What do you think if we use ReplaceKnown there instead of ReplaceAll?

This would fix it.

This way you have to use subroute. Like this:

This approach is the workaround I suggested earlier, which requires duplication. Elcore's existing config takes advantage of the matched value being known at runtime without having to make a separate route/branch for every domain name.

vnxme commented 2 months ago

Nonetheless I am surprised that the previous config is now broken with the latest commit(s).

I'm surprised your config actually used to work because it's conceptually wrong (missing subroute, as mentioned above). But you are right that {l4.tls.server_name}:443 should be an acceptable dial address, and we will fix that shortly.

This seems like a Caddyfile configuration, right?

Exactly. It's a part of the latest commits as well.

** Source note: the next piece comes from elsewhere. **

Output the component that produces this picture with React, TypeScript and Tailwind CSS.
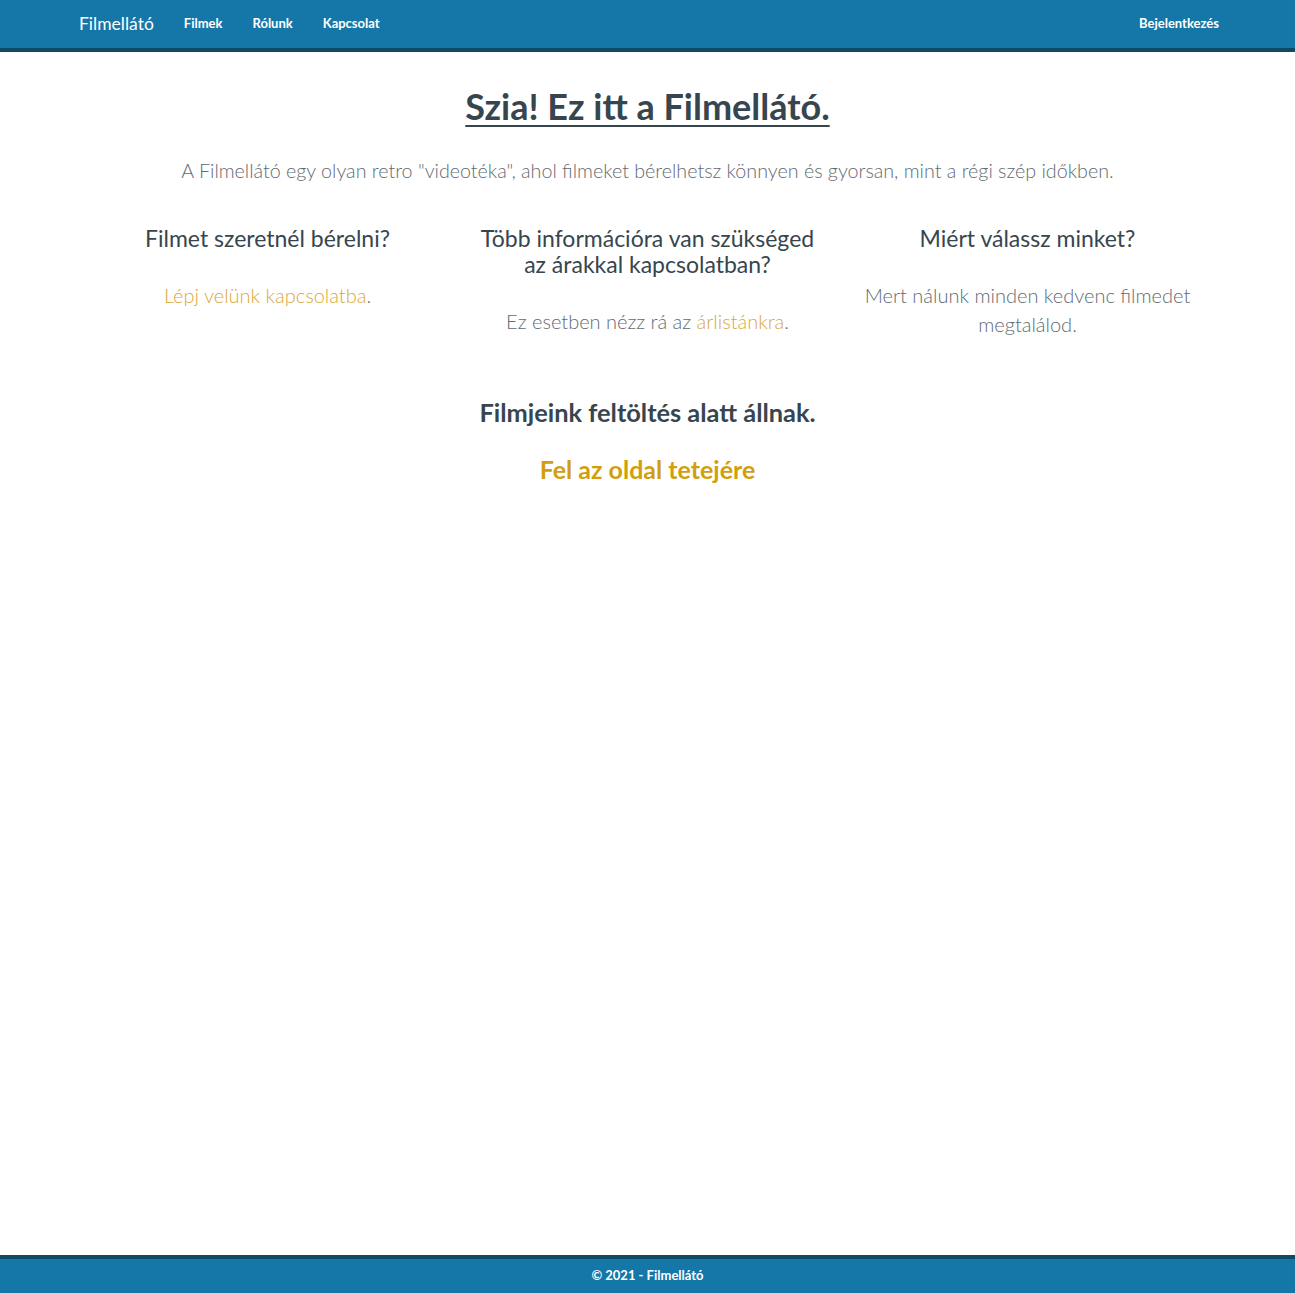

Elcore's existing config takes advantage of the matched value being known at runtime without having to make a separate route/branch for every domain name.

Yes, I can see that. I suppose you haven't got my idea. The final working (after a fix, and given Elcore needs TLS-in-TLS) config will be as follows:

{
    layer4 {
        :443 {
            route {
                tls
                subroute {
                    @signal tls sni chat.signal.org ud-chat.signal.org storage.signal.org cdn.signal.org cdn2.signal.org cdn3.signal.org api.directory.signal.org cdsi.signal.org sfu.voip.signal.org svr2.signal.org updates.signal.org updates2.signal.org backend1.svr3.signal.org backend2.svr3.signal.org backend3.svr3.signal.org
                    route @signal {
                        proxy {l4.tls.server_name}:443
                    }
                }
            }
        }
    }
}
mohammed90 commented 2 months ago

I suppose you haven't got my idea

I get your idea, and saying the route is unnecessary.

WeidiDeng commented 2 months ago

@elcore Can you try xcaddy build --with github.com/mholt/caddy-l4=github.com/WeidiDeng/caddy-l4@prefetch-fix?

elcore commented 2 months ago

@WeidiDeng Your fix does not seem to work - Same issue as above @vnxme Your fix does work.